• [Given task]: Quote all entries exactly, leaving pictures aside.

• [Excerpted records]:
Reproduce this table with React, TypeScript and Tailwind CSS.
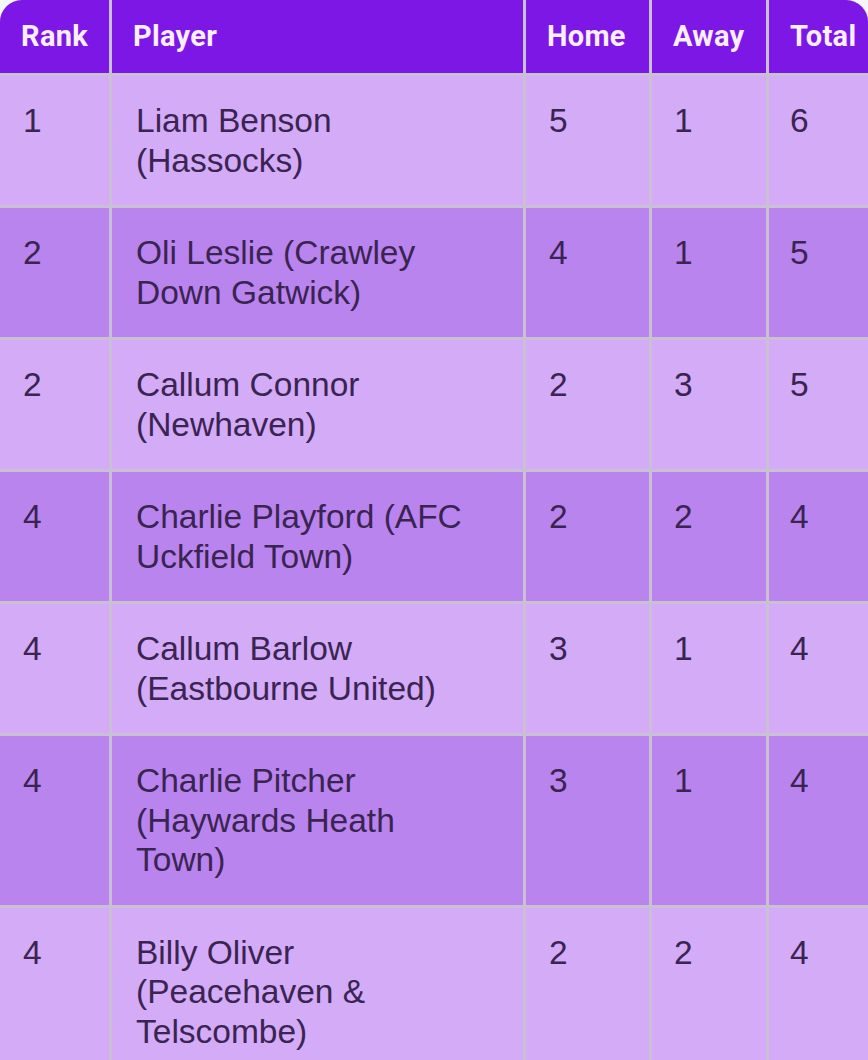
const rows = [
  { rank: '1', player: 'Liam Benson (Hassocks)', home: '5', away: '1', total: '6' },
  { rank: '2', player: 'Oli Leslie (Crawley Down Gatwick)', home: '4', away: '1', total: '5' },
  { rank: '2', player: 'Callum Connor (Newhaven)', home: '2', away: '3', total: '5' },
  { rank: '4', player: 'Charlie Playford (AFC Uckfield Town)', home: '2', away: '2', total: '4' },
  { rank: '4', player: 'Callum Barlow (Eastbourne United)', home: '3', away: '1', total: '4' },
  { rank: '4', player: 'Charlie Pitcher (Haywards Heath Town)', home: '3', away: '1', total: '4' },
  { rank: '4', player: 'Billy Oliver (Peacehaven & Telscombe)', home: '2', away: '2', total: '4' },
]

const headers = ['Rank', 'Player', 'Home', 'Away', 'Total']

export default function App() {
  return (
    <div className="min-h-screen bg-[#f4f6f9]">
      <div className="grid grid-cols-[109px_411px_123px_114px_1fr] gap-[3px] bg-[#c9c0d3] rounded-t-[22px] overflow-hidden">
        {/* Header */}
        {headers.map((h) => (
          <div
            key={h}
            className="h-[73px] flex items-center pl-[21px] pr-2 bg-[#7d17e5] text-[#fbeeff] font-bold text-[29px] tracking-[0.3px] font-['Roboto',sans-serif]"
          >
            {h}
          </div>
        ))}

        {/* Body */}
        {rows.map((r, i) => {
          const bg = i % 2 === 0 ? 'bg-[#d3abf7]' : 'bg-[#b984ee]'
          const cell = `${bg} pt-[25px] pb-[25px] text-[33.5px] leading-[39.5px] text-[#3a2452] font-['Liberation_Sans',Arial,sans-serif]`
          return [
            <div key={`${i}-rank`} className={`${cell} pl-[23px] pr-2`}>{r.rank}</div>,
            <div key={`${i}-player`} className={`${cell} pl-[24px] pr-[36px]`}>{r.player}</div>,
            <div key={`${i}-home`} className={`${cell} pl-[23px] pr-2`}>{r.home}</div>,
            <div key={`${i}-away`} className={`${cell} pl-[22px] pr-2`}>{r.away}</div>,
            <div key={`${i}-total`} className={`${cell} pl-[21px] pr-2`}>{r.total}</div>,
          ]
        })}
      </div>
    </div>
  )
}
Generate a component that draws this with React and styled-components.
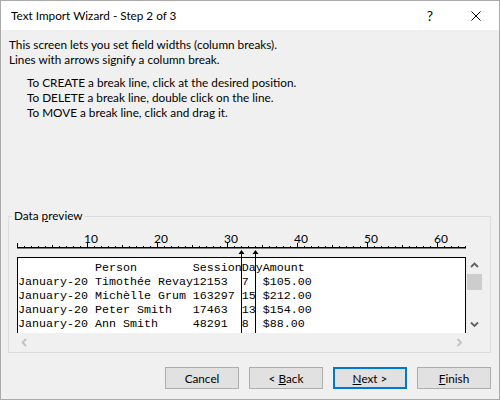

• [Answer to this problem]:
Reproduce this table with React, TypeScript and Tailwind CSS.
const rows = [
  { rank: '1', player: 'Liam Benson (Hassocks)', home: '5', away: '1', total: '6' },
  { rank: '2', player: 'Oli Leslie (Crawley Down Gatwick)', home: '4', away: '1', total: '5' },
  { rank: '2', player: 'Callum Connor (Newhaven)', home: '2', away: '3', total: '5' },
  { rank: '4', player: 'Charlie Playford (AFC Uckfield Town)', home: '2', away: '2', total: '4' },
  { rank: '4', player: 'Callum Barlow (Eastbourne United)', home: '3', away: '1', total: '4' },
  { rank: '4', player: 'Charlie Pitcher (Haywards Heath Town)', home: '3', away: '1', total: '4' },
  { rank: '4', player: 'Billy Oliver (Peacehaven & Telscombe)', home: '2', away: '2', total: '4' },
]

const headers = ['Rank', 'Player', 'Home', 'Away', 'Total']

export default function App() {
  return (
    <div className="min-h-screen bg-[#f4f6f9]">
      <div className="grid grid-cols-[109px_411px_123px_114px_1fr] gap-[3px] bg-[#c9c0d3] rounded-t-[22px] overflow-hidden">
        {/* Header */}
        {headers.map((h) => (
          <div
            key={h}
            className="h-[73px] flex items-center pl-[21px] pr-2 bg-[#7d17e5] text-[#fbeeff] font-bold text-[29px] tracking-[0.3px] font-['Roboto',sans-serif]"
          >
            {h}
          </div>
        ))}

        {/* Body */}
        {rows.map((r, i) => {
          const bg = i % 2 === 0 ? 'bg-[#d3abf7]' : 'bg-[#b984ee]'
          const cell = `${bg} pt-[25px] pb-[25px] text-[33.5px] leading-[39.5px] text-[#3a2452] font-['Liberation_Sans',Arial,sans-serif]`
          return [
            <div key={`${i}-rank`} className={`${cell} pl-[23px] pr-2`}>{r.rank}</div>,
            <div key={`${i}-player`} className={`${cell} pl-[24px] pr-[36px]`}>{r.player}</div>,
            <div key={`${i}-home`} className={`${cell} pl-[23px] pr-2`}>{r.home}</div>,
            <div key={`${i}-away`} className={`${cell} pl-[22px] pr-2`}>{r.away}</div>,
            <div key={`${i}-total`} className={`${cell} pl-[21px] pr-2`}>{r.total}</div>,
          ]
        })}
      </div>
    </div>
  )
}
Generate a component that draws this with React and styled-components.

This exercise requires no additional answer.